Byron Starns, ’69: From the South to the Midwest, a Commitment to Environmental Law
Just a few years after he graduated from the Law School, Byron Starns, ’69, found himself representing the state of Minnesota in what would become one of the longest and most consequential environmental enforcement trials in American history. The case helped propel Starns to a distinguished career largely focused on environmental issues.
He first got involved with the case, US v. Reserve Mining, just after joining the Minnesota attorney general’s office. The fact that he was in that office at all is an early testament to his tenacity. He had interviewed on campus with the AG’s office during his second year but been turned down. “Among other things, I had grown up in the South, and I don’t think they really believed that a guy from the South would want to make a long-term commitment to living in Minnesota,” Starns recalled. Undaunted, he later drove to Minneapolis, asked again for the job, and got it.

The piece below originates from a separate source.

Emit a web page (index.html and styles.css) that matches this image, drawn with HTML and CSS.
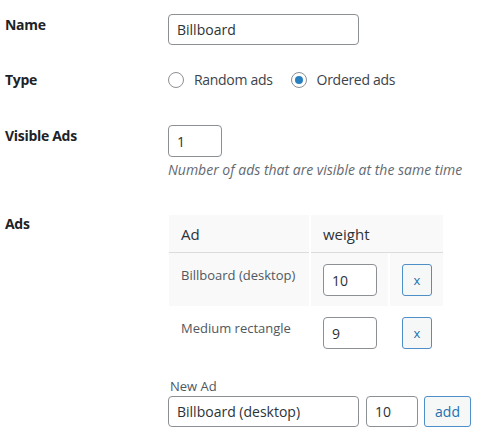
FILE: index.html
```html
<!DOCTYPE html>
<html>
<head>
<meta charset="utf-8">
<link rel="stylesheet" href="styles.css">
</head>
<body>
<div class="form">
  <div class="row row-name">
    <div class="label">Name</div>
    <div class="field"><input class="text name-input" type="text" value="Billboard"></div>
  </div>
  <div class="row row-type">
    <div class="label">Type</div>
    <div class="field radios">
      <label class="radio"><span class="circle"></span><span>Random ads</span></label>
      <label class="radio"><span class="circle checked"></span><span>Ordered ads</span></label>
    </div>
  </div>
  <div class="row row-visible">
    <div class="label">Visible Ads</div>
    <div class="field">
      <input class="text small-input" type="text" value="1">
      <p class="description">Number of ads that are visible at the same time</p>
    </div>
  </div>
  <div class="row row-ads">
    <div class="label">Ads</div>
    <div class="field">
      <table class="ads">
        <thead>
          <tr><th class="c-ad">Ad</th><th colspan="2">weight</th></tr>
        </thead>
        <tbody>
          <tr class="alt">
            <td class="c-ad name-cell">Billboard (desktop)</td>
            <td class="c-w"><input class="text weight-input" type="text" value="10"></td>
            <td class="c-x"><button class="btn x-btn">x</button></td>
          </tr>
          <tr>
            <td class="c-ad name-cell">Medium rectangle</td>
            <td class="c-w"><input class="text weight-input" type="text" value="9"></td>
            <td class="c-x"><button class="btn x-btn">x</button></td>
          </tr>
        </tbody>
      </table>
      <div class="new-ad">
        <div class="new-label">New Ad</div>
        <div class="new-row">
          <input class="text new-name" type="text" value="Billboard (desktop)">
          <input class="text new-weight" type="text" value="10">
          <button class="btn add-btn">add</button>
        </div>
      </div>
    </div>
  </div>
</div>
</body>
</html>
```
FILE: styles.css
```css
html, body {
  margin: 0;
  padding: 0;
  background: #ffffff;
}
body {
  font-family: "Open Sans", "Noto Sans", sans-serif;
  font-size: 14px;
  color: #3c434a;
}
.form {
  padding-left: 5px;
}
.row {
  display: flex;
  align-items: flex-start;
}
.label {
  width: 163px;
  flex: none;
  font-weight: 700;
  color: #1d2327;
  line-height: 18px;
  letter-spacing: -0.3px;
}
.field {
  flex: 1;
}
.text {
  box-sizing: border-box;
  font-family: inherit;
  font-size: 14px;
  color: #2c3338;
  border: 1px solid #8c8f94;
  border-radius: 4px;
  background: #fff;
  padding: 0 8px;
  margin: 0;
  outline: none;
  display: block;
}
.row-name {
  padding-top: 14px;
}
.row-name .label {
  padding-top: 2px;
}
.name-input {
  width: 191px;
  height: 31px;
}
.row-type {
  margin-top: 25px;
  align-items: center;
  height: 20px;
}
.radios {
  display: flex;
  align-items: center;
  letter-spacing: -0.3px;
}
.radio {
  display: flex;
  align-items: center;
  line-height: 20px;
  margin-right: 18px;
}
.circle {
  box-sizing: border-box;
  width: 16px;
  height: 16px;
  border: 1px solid #8c8f94;
  border-radius: 50%;
  margin-right: 10px;
  display: flex;
  align-items: center;
  justify-content: center;
}
.circle.checked::after {
  content: "";
  width: 8px;
  height: 8px;
  border-radius: 50%;
  background: #2a7fc1;
}
.row-visible {
  margin-top: 35px;
}
.row-visible .label {
  padding-top: 2px;
}
.small-input {
  width: 54px;
  height: 32px;
}
.description {
  margin: 4px 0 0;
  font-style: italic;
  color: #646970;
  line-height: 18px;
  font-size: 14px;
}
.row-ads {
  margin-top: 36px;
}
.ads {
  border-collapse: separate;
  border-spacing: 2px 0;
  margin-left: -1px;
  width: 278px;
}
.ads th {
  text-align: left;
  font-weight: 400;
  font-size: 15px;
  color: #2c3338;
  background: #f9f9f9;
  padding: 10px 11px 9px 12px;
  line-height: 18px;
  border-bottom: 1px solid #dcdcde;
}
.ads td {
  vertical-align: top;
  padding: 0;
}
.ads tr.alt td {
  background: #f9f9f9;
}
.c-ad {
  width: 140px;
  box-sizing: border-box;
}
.name-cell {
  font-size: 13px;
  color: #50575e;
  line-height: 18px;
  padding: 13px 12px 0 !important;
  height: 53px;
  box-sizing: border-box;
}
.c-w {
  width: 77px;
}
.c-w .weight-input {
  margin: 11px 0 10px 12px;
  width: 54px;
  height: 32px;
}
.c-x {
  width: 53px;
}
.btn {
  box-sizing: border-box;
  font-family: inherit;
  font-size: 14px;
  color: #2271b1;
  background: #f6f7f7;
  border: 1px solid #4f8fc8;
  border-radius: 3px;
  padding: 0;
  margin: 0;
  cursor: pointer;
}
.x-btn {
  display: block;
  width: 30px;
  height: 32px;
  margin: 11px 0 0 12px;
  font-size: 13px;
}
.new-ad {
  margin-top: 18px;
}
.new-label {
  font-size: 13px;
  color: #50575e;
  line-height: 18px;
  padding-left: 2px;
}
.new-row {
  display: flex;
  align-items: center;
  margin-top: 1px;
}
.new-name {
  width: 191px;
  height: 31px;
}
.new-weight {
  width: 52px;
  height: 31px;
  margin-left: 7px;
}
.add-btn {
  width: 47px;
  height: 31px;
  margin-left: 6px;
}
```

The trial began in 1973. Starns, as Minnesota’s lead counsel, appeared in court virtually every day for nearly 10 months. As the only trial attorney on the government side who argued appeals, he argued before the US Court of Appeals 11 times. “I got more experience from that case in one year than I might have seen in 10 years,” he said. “More importantly, the decision established several important principles of environmental law, including the most fundamental one of all, that the government has the right to regulate pollution, and that it can apply the precautionary principle to require mitigation of potential risks. We pretty much take those things for granted today, but they were new legal ideas back then.”

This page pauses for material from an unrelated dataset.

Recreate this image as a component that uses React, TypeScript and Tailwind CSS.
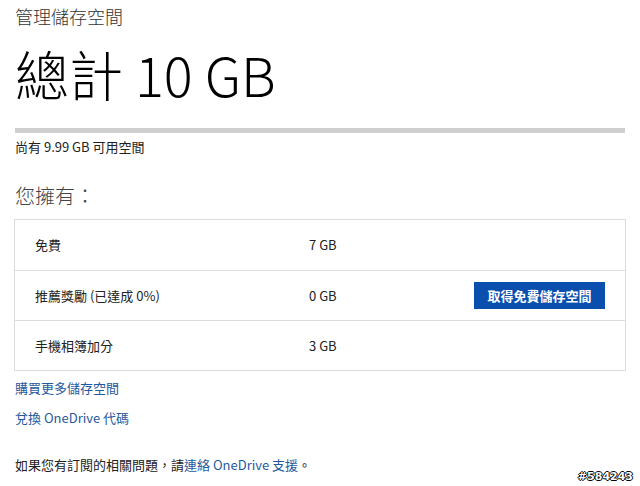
export default function App() {
  const rows = [
    { name: "免費", size: "7 GB", action: false },
    { name: "推薦獎勵 (已達成 0%)", size: "0 GB", action: true },
    { name: "手機相簿加分", size: "3 GB", action: false },
  ];

  return (
    <div
      className="relative w-[640px] h-[486px] bg-white text-[#222] overflow-hidden"
      style={{ fontFamily: '"Noto Sans CJK TC", "Noto Sans", sans-serif' }}
    >
      <div className="px-[15px] pt-[3px]">
        <div className="text-[18px] leading-[26px] text-[#333] font-light">管理儲存空間</div>
        <div className="mt-[13px] text-[54px] leading-[64px] font-light text-black">總計 10 GB</div>

        <div className="mt-[22px] h-[5px] w-[610px] bg-[#cfcfcf]" />
        <div className="mt-[4px] text-[13px] leading-[20px]">尚有 9.99 GB 可用空間</div>

        <div className="mt-[25px] text-[20px] leading-[28px] text-[#444] font-light">您擁有：</div>

        <div className="mt-[9px] w-[612px] -ml-px border border-[#dcdcdc]">
          {rows.map((r, i) => (
            <div
              key={r.name}
              className={`flex items-center h-[50px] ${i > 0 ? "border-t border-[#dcdcdc]" : ""}`}
            >
              <div className="w-[294px] pl-[20px] text-[13px]">{r.name}</div>
              <div className="flex-1 text-[13px]">{r.size}</div>
              {r.action && (
                <button className="mr-[20px] w-[131px] h-[27px] bg-[#0a4fae] text-white text-[13px] font-bold">
                  取得免費儲存空間
                </button>
              )}
            </div>
          ))}
        </div>

        <div className="mt-[7px] flex flex-col gap-[10px] text-[13px] leading-[20px] text-[#1f5a9e]">
          <a>購買更多儲存空間</a>
          <a>兌換 OneDrive 代碼</a>
        </div>

        <div className="mt-[27px] text-[13px] leading-[20px]">
          如果您有訂閱的相關問題，請<a className="text-[#1f5a9e]">連絡 OneDrive 支援</a>。
        </div>
      </div>

      <div
        className="absolute right-[7px] bottom-[1px] text-[11px] font-bold text-white"
        style={{
          fontFamily: '"DejaVu Sans", sans-serif',
          textShadow: "1px 0 #000, -1px 0 #000, 0 1px #000, 0 -1px #000",
        }}
      >
        #584243
      </div>
    </div>
  );
}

While he was still working on the Reserve Mining trial and several other cases, Starns was appointed as Minnesota’s chief deputy attorney general, responsible for managing the 150-lawyer office. After filling that position for about four years, in 1979 he joined the firm where he is still practicing today, Stinson LLP (Leonard, Street, and Deinard at the time he joined). Among other things, his cases at Stinson have established principles of law related to the scope and timing of environmental impact statements, remediation of Superfund sites, and payments by utilities to alternative energy suppliers. He has also handled complex litigation in other areas of law, including antitrust, consumer protection, and intellectual property.
“I got two kinds of education at the Law School,” he recalled. “When I came up to Chicago by train for the start of classes, it was the first time I’d been in a big northern city. I learned a lot about Chicago and its people when I drove a city bus as my summer job after our first year, and it was a time of significant social unrest. At the same time as my eyes were being opened societally, the academic side of my life was electrifying. With no lawyers in my family, I was learning what the profession meant, and I was learning it from many of the smartest people I had ever met—not just the amazing faculty, but my fellow students, too. I couldn’t have come to the Law School except for a scholarship I received, and I was pinching myself every day to make sure it all was real.”
As he considers the possibility of retiring—one side of that consideration includes several important cases he’s been handling for many years that he would like to see through to their conclusions, and the other side includes six grandchildren in far-flung locations for him and his wife to visit—he has some advice for the next generations of lawyers. “Overall, good lawyering is about relationships, teamwork, and understanding yourself and others, and at least in my career, those have been some of the most enduring sources of enjoyment and satisfaction,” he said. “Today, we’re becoming very transactional, commodifying our work and often reducing it to dollars and cents. There are a lot of money pressures on young lawyers today, from paying back loans to meeting billable-hours requirements, but I hope they’ll be sure that they are building relationships and savoring them, because your life and your career are too short not to.”